**SUPPLIED MATERIAL:**
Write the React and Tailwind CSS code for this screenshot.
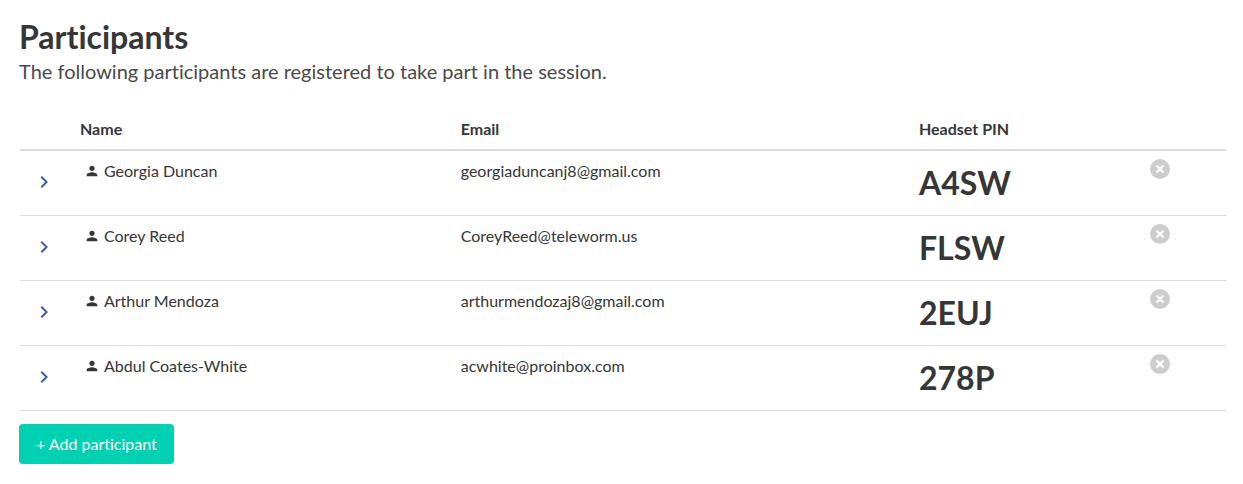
import { MdPerson, MdChevronRight } from "react-icons/md";

const participants = [
  { name: "Georgia Duncan", email: "georgiaduncanj8@gmail.com", pin: "A4SW" },
  { name: "Corey Reed", email: "CoreyReed@teleworm.us", pin: "FLSW" },
  { name: "Arthur Mendoza", email: "arthurmendozaj8@gmail.com", pin: "2EUJ" },
  { name: "Abdul Coates-White", email: "acwhite@proinbox.com", pin: "278P" },
];

function ParticipantRow({ name, email, pin }) {
  return (
    <tr className="border-b border-[#dbdbdb] align-top">
      <td className="px-3 pt-2 pb-2.5 align-middle">
        <button type="button" aria-label={`Show details of ${name}`} className="flex size-6 items-center justify-center text-[#3f5da3]">
          <MdChevronRight className="size-6" />
        </button>
      </td>
      <td className="px-3 py-2">
        <div className="flex items-center">
          <span className="flex w-6 justify-center">
            <MdPerson className="size-4" />
          </span>
          {name}
        </div>
      </td>
      <td className="px-3 py-2">{email}</td>
      <td className="px-3 py-2 text-[32px] leading-12 font-bold">{pin}</td>
      <td className="px-3 py-2">
        <button type="button" aria-label={`Remove ${name}`} className="flex size-5 items-center justify-center rounded-full bg-[#cdcdcd] text-white">
          <svg viewBox="0 0 20 20" className="size-5" fill="none" stroke="currentColor" strokeWidth="2.2">
            <path d="M6.5 6.5l7 7M13.5 6.5l-7 7" />
          </svg>
        </button>
      </td>
    </tr>
  );
}

export default function App() {
  return (
    <main className="pt-[19px] pr-[17px] pb-5 pl-[19px] font-['Lato',sans-serif] text-base text-[#363636] [font-variant-ligatures:none]">
      <h1 className="text-[32px] leading-9 font-bold">Participants</h1>
      <p className="text-xl leading-8 text-[#4a4a4a]">The following participants are registered to take part in the session.</p>
      <div className="mt-[22px] pl-px">
        <table className="w-full table-fixed border-collapse text-left">
          <colgroup>
            <col className="w-12" />
            <col />
            <col className="w-[38%]" />
            <col className="w-[231px]" />
            <col className="w-22" />
          </colgroup>
          <thead>
            <tr className="border-b-2 border-[#dbdbdb]">
              <td />
              <th className="px-3 py-2 font-bold">Name</th>
              <th className="px-3 py-2 font-bold">Email</th>
              <th className="px-3 py-2 font-bold">Headset PIN</th>
              <td />
            </tr>
          </thead>
          <tbody>
            {participants.map((participant) => (
              <ParticipantRow key={participant.email} {...participant} />
            ))}
          </tbody>
        </table>
      </div>
      <button type="button" className="mt-[13px] h-10 rounded bg-[#00d1b2] px-[17px] text-white">
        + Add participant
      </button>
    </main>
  );
}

**STATED GOAL:**
Return each line of the data, keeping its wording exact and omitting pictures.

**RESULT FOR THIS TASK:**
Write the React and Tailwind CSS code for this screenshot.
import { MdPerson, MdChevronRight } from "react-icons/md";

const participants = [
  { name: "Georgia Duncan", email: "georgiaduncanj8@gmail.com", pin: "A4SW" },
  { name: "Corey Reed", email: "CoreyReed@teleworm.us", pin: "FLSW" },
  { name: "Arthur Mendoza", email: "arthurmendozaj8@gmail.com", pin: "2EUJ" },
  { name: "Abdul Coates-White", email: "acwhite@proinbox.com", pin: "278P" },
];

function ParticipantRow({ name, email, pin }) {
  return (
    <tr className="border-b border-[#dbdbdb] align-top">
      <td className="px-3 pt-2 pb-2.5 align-middle">
        <button type="button" aria-label={`Show details of ${name}`} className="flex size-6 items-center justify-center text-[#3f5da3]">
          <MdChevronRight className="size-6" />
        </button>
      </td>
      <td className="px-3 py-2">
        <div className="flex items-center">
          <span className="flex w-6 justify-center">
            <MdPerson className="size-4" />
          </span>
          {name}
        </div>
      </td>
      <td className="px-3 py-2">{email}</td>
      <td className="px-3 py-2 text-[32px] leading-12 font-bold">{pin}</td>
      <td className="px-3 py-2">
        <button type="button" aria-label={`Remove ${name}`} className="flex size-5 items-center justify-center rounded-full bg-[#cdcdcd] text-white">
          <svg viewBox="0 0 20 20" className="size-5" fill="none" stroke="currentColor" strokeWidth="2.2">
            <path d="M6.5 6.5l7 7M13.5 6.5l-7 7" />
          </svg>
        </button>
      </td>
    </tr>
  );
}

export default function App() {
  return (
    <main className="pt-[19px] pr-[17px] pb-5 pl-[19px] font-['Lato',sans-serif] text-base text-[#363636] [font-variant-ligatures:none]">
      <h1 className="text-[32px] leading-9 font-bold">Participants</h1>
      <p className="text-xl leading-8 text-[#4a4a4a]">The following participants are registered to take part in the session.</p>
      <div className="mt-[22px] pl-px">
        <table className="w-full table-fixed border-collapse text-left">
          <colgroup>
            <col className="w-12" />
            <col />
            <col className="w-[38%]" />
            <col className="w-[231px]" />
            <col className="w-22" />
          </colgroup>
          <thead>
            <tr className="border-b-2 border-[#dbdbdb]">
              <td />
              <th className="px-3 py-2 font-bold">Name</th>
              <th className="px-3 py-2 font-bold">Email</th>
              <th className="px-3 py-2 font-bold">Headset PIN</th>
              <td />
            </tr>
          </thead>
          <tbody>
            {participants.map((participant) => (
              <ParticipantRow key={participant.email} {...participant} />
            ))}
          </tbody>
        </table>
      </div>
      <button type="button" className="mt-[13px] h-10 rounded bg-[#00d1b2] px-[17px] text-white">
        + Add participant
      </button>
    </main>
  );
}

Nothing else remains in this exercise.